If a Trigger Event occurs, EPT shall have the immediate right to discuss or negotiate with any other entity with respect to developing a casino or seeking a gaming license regarding the EPT Property and, if MRMI has not exercised the Option by the applicable Final Option Exercise Outside Date, EPT shall have the immediate right to enter into an agreement with another entity to develop a casino or seek a gaming license with respect to the EPT Property. Pursuant to the letter agreement that amended the Option Agreement dated August 30, 2013, between EPT and MRMI (the "Letter Agreement"), EPT granted to MRMI the option to purchase the EPT Property together with the other property owned by EPT at the site of the former Concord Resort, which option is exercisable upon the occurrence of a Trigger Event or any time between May 1, 2015 and June 30, 2015, at book value as of the date of the Letter Agreement plus capitalized expenses incurred by EPT after the date of the Letter Agreement through the purchase date and related to the development of the property.

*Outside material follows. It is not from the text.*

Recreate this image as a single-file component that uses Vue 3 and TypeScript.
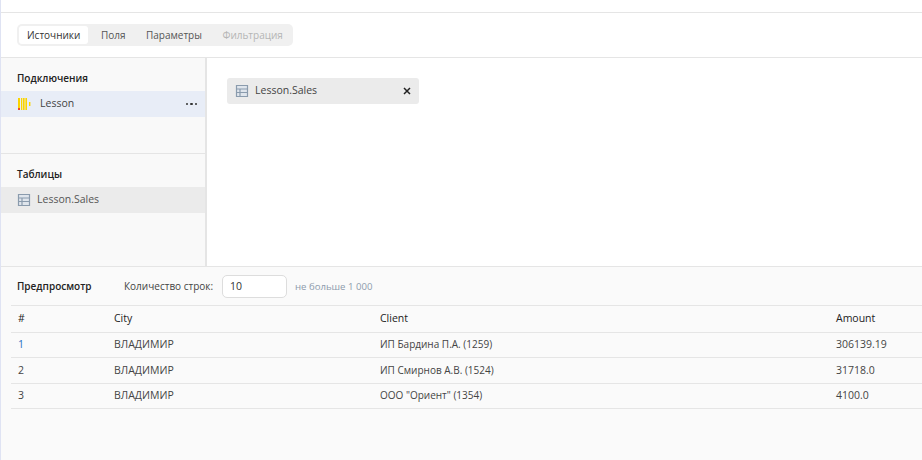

Pursuant to the terms of the Letter Agreement:

1.
On the date EPT’s Board of Directors provided an irrevocable notice to proceed with the development of the EPT Property in accordance with the terms of the Master Development Agreement, executed by the parties on December 14, 2012, all payments made by MRMI to EPT pursuant to the Option Agreement to date, which total $1,222,603, became non-refundable.

2.
EPT entered into an agreement with Aquatic Development Group to be the water park developer and operator for the project at the EPT property (a “Second Tenant Commitment”). In connection with the receipt of a Second Tenant Commitment, MRMI agreed to reimburse certain out-of-pocket costs and expenses incurred by such tenant, subject to a cap.

3.
The Parties executed the Master Declaration.

4.
During the term of the Letter Agreement and other agreements of the Parties, MRMI will make good faith efforts to pursue a casino license. If MRMI fails to diligently pursue a casino license, MRMI shall notify EPT and the Final Option Exercise Outside Date shall be 60 days following the receipt of such notice by EPT.

5.
MRMI provided EPT a certificate of the MRMI Board of Directors which, in substance, waives MRMI’s right to terminate the MDA pursuant to Section 14.21 thereof and prohibits MRMI, unless the Option terminates due to the occurrence of a Trigger Event, so long as EPT has provided its notice to proceed, the Master Declaration has been executed and EPT is not in breach of the Option Agreement or any other agreements between the parties, from building or operating a full-scale non-tribal casino in its defined region under the Gaming Act anywhere other than at the EPT Property or building or operating a VGM facility anywhere other than at MRMI’s existing site or at the EPT Property for a period of five years following the termination of the Option Agreement.In connection with the Option Agreement, we paid EPT option payments in the amount of $750,000 on December 21, 2011 and on March 8, 2013, MRMI paid EPT a pro-rated option payment in the amount of $472,603. On September 18, 2013, EPT’s Board of Directors provided an irrevocable notice to proceed with the development of the EPT Property in accordance with the terms of the MDA. MRMI provided EPT with a certificate of the MRMI Board of Directors which waives MRMI's right to terminate the MDA (as set forth above). Therefore, all payments made by MRMI to EPT pursuant to the Option Agreement as of that date, which total $1,222,603, have become non-refundable. On December 30, 2013, MRMI made an option payment to EPT in the amount of $250,000.